To raise acceptance rates further, pair this with our guide on optimizing your LinkedIn profile.

The takeaway

Automating connection requests saves hours, but durable growth depends on profile safety. Lean on cloud-based tools, keep daily volumes conservative, target highly relevant lists, and personalize your messages. Blend that automation with genuine, organic networking and you protect your account while consistently adding leads.

Start using Taplio for free today to space out your actions naturally and turn profile engagement into real pipeline.

FAQ

Is it illegal to automate LinkedIn connections?

No, it is not illegal in a legal sense, but aggressive automation can conflict with LinkedIn's Terms of Service. The platform scans for bot-like behavior, so unsafe tools can trigger warnings, temporary restrictions or a ban. Cloud-based tools that pace activity like a human are the safer route.

How many connection requests can I send per week on LinkedIn?
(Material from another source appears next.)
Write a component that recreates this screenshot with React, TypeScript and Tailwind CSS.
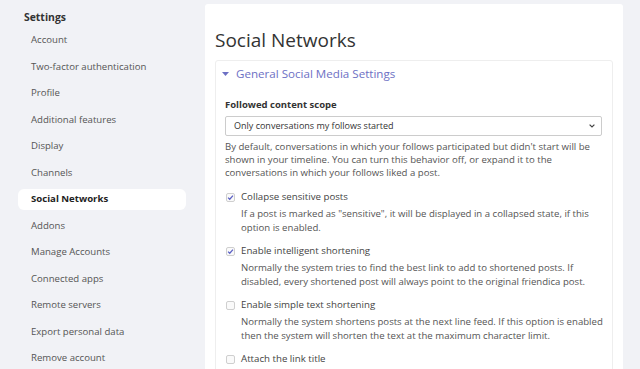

The baseline sits around 100 connection requests per week for most profiles, but it is dynamic. Established, high-trust accounts with a strong Social Selling Index can be allowed more, up to roughly 150-200 per week, while newer profiles are held to fewer.

How do I connect with people who liked my LinkedIn posts?

You can use Taplio to export everyone who liked or commented on a specific post, then queue personalized connection requests to that warm audience automatically.

What is the difference between cloud-based and browser automation?

Cloud-based tools run on dedicated external servers with unique IPs, so they can pace activity to mimic a human even when your computer is off. Browser extensions and desktop apps run inside your active browser, which makes them far easier for LinkedIn to detect.